[<prev] [next>] [<thread-prev] [thread-next>] [day] [month] [year] [list]
Message-ID: <20180411085130.GN7671@vireshk-i7>
Date: Wed, 11 Apr 2018 14:21:30 +0530
From: Viresh Kumar <viresh.kumar@...aro.org>
To: Daniel Lezcano <daniel.lezcano@...aro.org>
Cc: edubezval@...il.com, kevin.wangtao@...aro.org, leo.yan@...aro.org,
vincent.guittot@...aro.org, linux-kernel@...r.kernel.org,
javi.merino@...nel.org, rui.zhang@...el.com,
daniel.thompson@...aro.org, linux-pm@...r.kernel.org,
Amit Daniel Kachhap <amit.kachhap@...il.com>
Subject: Re: [PATCH v3 6/7] thermal/drivers/cpu_cooling: Introduce the cpu
idle cooling driver
On 05-04-18, 18:16, Daniel Lezcano wrote:
> The cpu idle cooling driver performs synchronized idle injection across all
> cpus belonging to the same cluster and offers a new method to cool down a SoC.
>
> Each cluster has its own idle cooling device, each core has its own idle
> injection thread, each idle injection thread uses play_idle to enter idle. In
> order to reach the deepest idle state, each cooling device has the idle
> injection threads synchronized together.
>
> It has some similarity with the intel power clamp driver but it is actually
> designed to work on the ARM architecture via the DT with a mathematical proof
> with the power model which comes with the Documentation.
>
> The idle injection cycle is fixed while the running cycle is variable. That
> allows to have control on the device reactivity for the user experience. At
> the mitigation point the idle threads are unparked, they play idle the
> specified amount of time and they schedule themselves. The last thread sets
> the next idle injection deadline and when the timer expires it wakes up all
> the threads which in turn play idle again. Meanwhile the running cycle is
> changed by set_cur_state.

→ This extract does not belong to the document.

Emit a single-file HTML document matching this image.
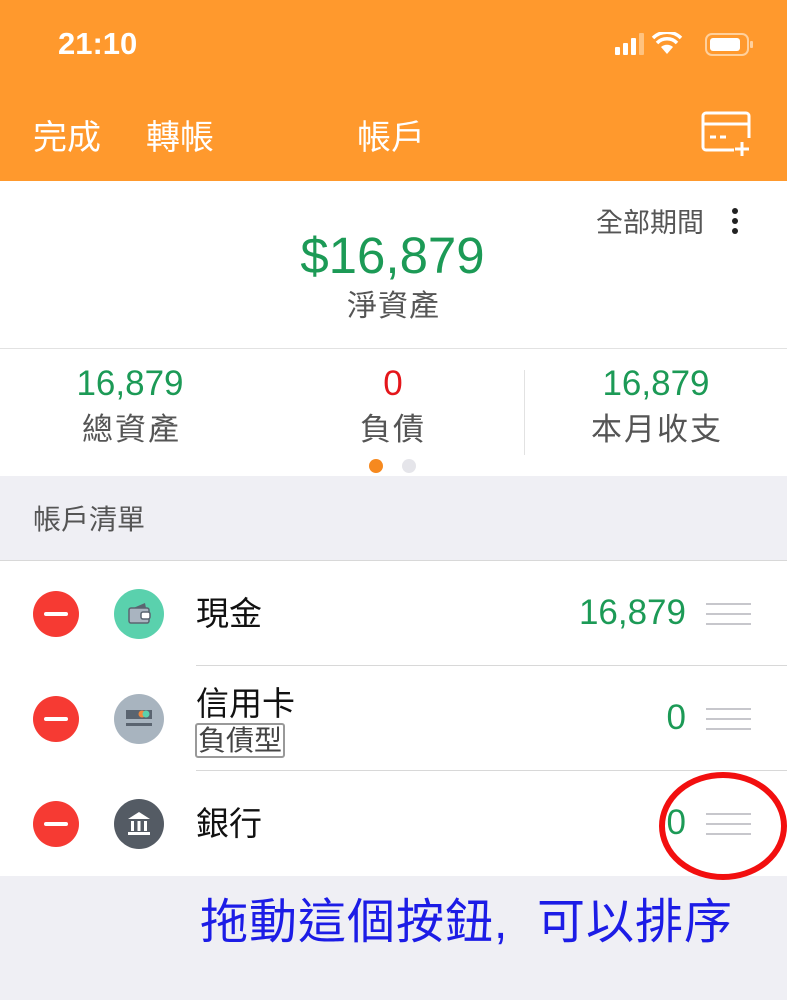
<!DOCTYPE html>
<html><head><meta charset="utf-8"><style>
body{margin:0;width:787px;height:1000px;overflow:hidden;background:#efeff4;font-family:"Liberation Sans","Noto Sans CJK TC",sans-serif;position:relative}
.a{position:absolute;white-space:nowrap}
.hdr{position:absolute;left:0;top:0;width:787px;height:181px;background:#ff992d}
.w{color:#fff}
.g{color:#1c9a56}
.row{position:absolute;left:0;width:787px;height:105px;background:#fff}
.minus{position:absolute;left:33px;width:46px;height:46px;border-radius:50%;background:#f63a33}
.minus:after{content:"";position:absolute;left:11px;top:21px;width:24px;height:4px;background:#fff;border-radius:2px}
.ic{position:absolute;left:114px;width:50px;height:50px;border-radius:50%}
.nm{position:absolute;left:196px;font-size:33px;color:#111}
.amt{position:absolute;right:101px;font-size:35px;color:#1c9a56}
.hd{position:absolute;left:706px;width:45px;height:18px;border-top:2px solid #c7c7cc;border-bottom:2px solid #c7c7cc}
.hd:after{content:"";position:absolute;left:0;top:8px;width:45px;height:2px;background:#c7c7cc}
.sep{position:absolute;left:196px;right:0;height:1px;background:#d8d8d8}
.lab{font-size:31px;color:#555;letter-spacing:2px}
</style></head><body>
<div class="hdr">
<div class="a w" style="left:58px;top:26px;font-size:31px;font-weight:bold">21:10</div>
<svg class="a" style="left:615px;top:32px" width="140" height="26">
<rect x="0" y="15" width="5" height="8" rx="1" fill="#fff"/><rect x="8" y="11" width="5" height="12" rx="1" fill="#fff"/><rect x="16" y="6" width="5" height="17" rx="1" fill="#fff"/><rect x="24" y="1" width="5" height="22" rx="1" fill="#ffc27f"/>
<path d="M52 22 L58 15 A9 9 0 0 0 46 15Z" fill="#fff"/><path d="M42 11 A14 14 0 0 1 62 11" stroke="#fff" stroke-width="3.5" fill="none"/><path d="M38 6 A20 20 0 0 1 66 6" stroke="#fff" stroke-width="3.5" fill="none"/>
<rect x="91" y="2" width="42" height="21" rx="6" fill="none" stroke="#ffd09c" stroke-width="2"/><rect x="95" y="6" width="30" height="13" rx="3" fill="#fff"/><rect x="135" y="9" width="3" height="7" rx="1" fill="#ffd09c"/>
</svg>
<div class="a w" style="left:33px;top:110px;font-size:34px">完成</div>
<div class="a w" style="left:146px;top:110px;font-size:34px">轉帳</div>
<div class="a w" style="left:357px;top:110px;font-size:34px">帳戶</div>
<svg class="a" style="left:700px;top:110px" width="56" height="48" fill="none" stroke="#fff" stroke-width="3">
<path d="M34 40 H6 a3 3 0 0 1 -3 -3 V6 a3 3 0 0 1 3 -3 H46 a3 3 0 0 1 3 3 V28"/><path d="M3 14 H49"/><path d="M10 27 H16 M20 27 H26"/><path d="M42 32 V46 M35 39 H49"/>
</svg>
</div>
<div class="a" style="left:0;top:181px;width:787px;height:295px;background:#fff"></div>
<div class="a" style="left:596px;top:201px;font-size:27px;color:#555">全部期間</div>
<svg class="a" style="left:730px;top:207px" width="10" height="30"><circle cx="5" cy="4" r="3" fill="#222"/><circle cx="5" cy="14" r="3" fill="#222"/><circle cx="5" cy="24" r="3" fill="#222"/></svg>
<div class="a g" style="left:0;width:785px;text-align:center;top:226px;font-size:51px">$16,879</div>
<div class="a" style="left:0;width:787px;text-align:center;top:281px;font-size:30px;color:#555;letter-spacing:1px">淨資產</div>
<div class="a" style="left:0;top:348px;width:787px;height:1px;background:#e2e2e2"></div>
<div class="a g" style="left:0;width:260px;text-align:center;top:364px;font-size:35px">16,879</div>
<div class="a lab" style="left:82px;top:404px">總資產</div>
<div class="a" style="left:262px;width:262px;text-align:center;top:364px;font-size:35px;color:#e4161b">0</div>
<div class="a lab" style="left:360px;top:404px">負債</div>
<div class="a g" style="left:525px;width:262px;text-align:center;top:364px;font-size:35px">16,879</div>
<div class="a lab" style="left:591px;top:404px">本月收支</div>
<div class="a" style="left:524px;top:370px;width:1px;height:85px;background:#e2e2e2"></div>
<div class="a" style="left:369px;top:459px;width:14px;height:14px;border-radius:50%;background:#f6891f"></div>
<div class="a" style="left:402px;top:459px;width:14px;height:14px;border-radius:50%;background:#e5e5ea"></div>
<div class="a" style="left:33px;top:498px;font-size:28px;color:#555">帳戶清單</div>
<div class="a" style="left:0;top:560px;width:787px;height:1px;background:#d8d8d8"></div>
<div class="row" style="top:561px">
<div class="minus" style="top:30px"></div>
<div class="ic" style="top:28px;background:#5ad1ad"><svg width="50" height="50"><path d="M17 20 L31 14 L32 19" fill="#5a6470"/><rect x="15" y="19" width="20" height="15" rx="2" fill="#a9b4c0" stroke="#5a6470" stroke-width="1.5"/><rect x="27" y="23" width="9" height="7" rx="2" fill="#fff" stroke="#5a6470" stroke-width="1.5"/></svg></div>
<div class="nm" style="top:26px">現金</div>
<div class="amt" style="top:32px">16,879</div>
<div class="hd" style="top:42px"></div>
</div>
<div class="sep" style="top:665px"></div>
<div class="row" style="top:666px">
<div class="minus" style="top:30px"></div>
<div class="ic" style="top:28px;background:#a8b4bf"><svg width="50" height="50"><rect x="12" y="16" width="26" height="9" fill="#5a6470"/><circle cx="28" cy="20" r="3.5" fill="#f0883e"/><circle cx="32" cy="20" r="3.5" fill="#5ad1ad"/><rect x="12" y="29" width="26" height="3" fill="#5a6470"/></svg></div>
<div class="nm" style="top:11px">信用卡</div>
<div class="a" style="left:195px;top:57px;font-size:28px;line-height:31px;color:#444;border:2px solid #999;border-radius:3px;padding:0 1px">負債型</div>
<div class="amt" style="top:32px">0</div>
<div class="hd" style="top:42px"></div>
</div>
<div class="sep" style="top:770px"></div>
<div class="row" style="top:771px">
<div class="minus" style="top:30px"></div>
<div class="ic" style="top:28px;background:#545b64"><svg width="50" height="50"><path d="M14 20 L25 13 L36 20Z" fill="#fff"/><rect x="17" y="22" width="3" height="10" fill="#fff"/><rect x="23.5" y="22" width="3" height="10" fill="#fff"/><rect x="30" y="22" width="3" height="10" fill="#fff"/><rect x="14" y="33" width="22" height="3" fill="#fff"/></svg></div>
<div class="nm" style="top:26px">銀行</div>
<div class="amt" style="top:32px">0</div>
<div class="hd" style="top:42px"></div>
</div>
<svg class="a" style="left:655px;top:768px" width="132" height="120"><ellipse cx="68" cy="58" rx="61" ry="51" fill="none" stroke="#f20f0f" stroke-width="6"/></svg>
<div class="a" style="left:200px;top:882px;font-size:48px;color:#1c1ce6;letter-spacing:1px">拖動這個按鈕, &nbsp;可以排序</div>
</body></html>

When the mitigation ends, the threads are parked.
> The algorithm is self adaptive, so there is no need to handle hotplugging.
>
> If we take an example of the balanced point, we can use the DT for the hi6220.
>
> The sustainable power for the SoC is 3326mW to mitigate at 75°C. Eight cores
> running at full blast at the maximum OPP consumes 5280mW. The first value is
> given in the DT, the second is calculated from the OPP with the formula:
>
> Pdyn = Cdyn x Voltage^2 x Frequency
>
> As the SoC vendors don't want to share the static leakage values, we assume
> it is zero, so the Prun = Pdyn + Pstatic = Pdyn + 0 = Pdyn.
>
> In order to reduce the power to 3326mW, we have to apply a ratio to the
> running time.
>
> ratio = (Prun - Ptarget) / Ptarget = (5280 - 3326) / 3326 = 0,5874
>
> We know the idle cycle which is fixed, let's assume 10ms. However from this
> duration we have to substract the wake up latency for the cluster idle state.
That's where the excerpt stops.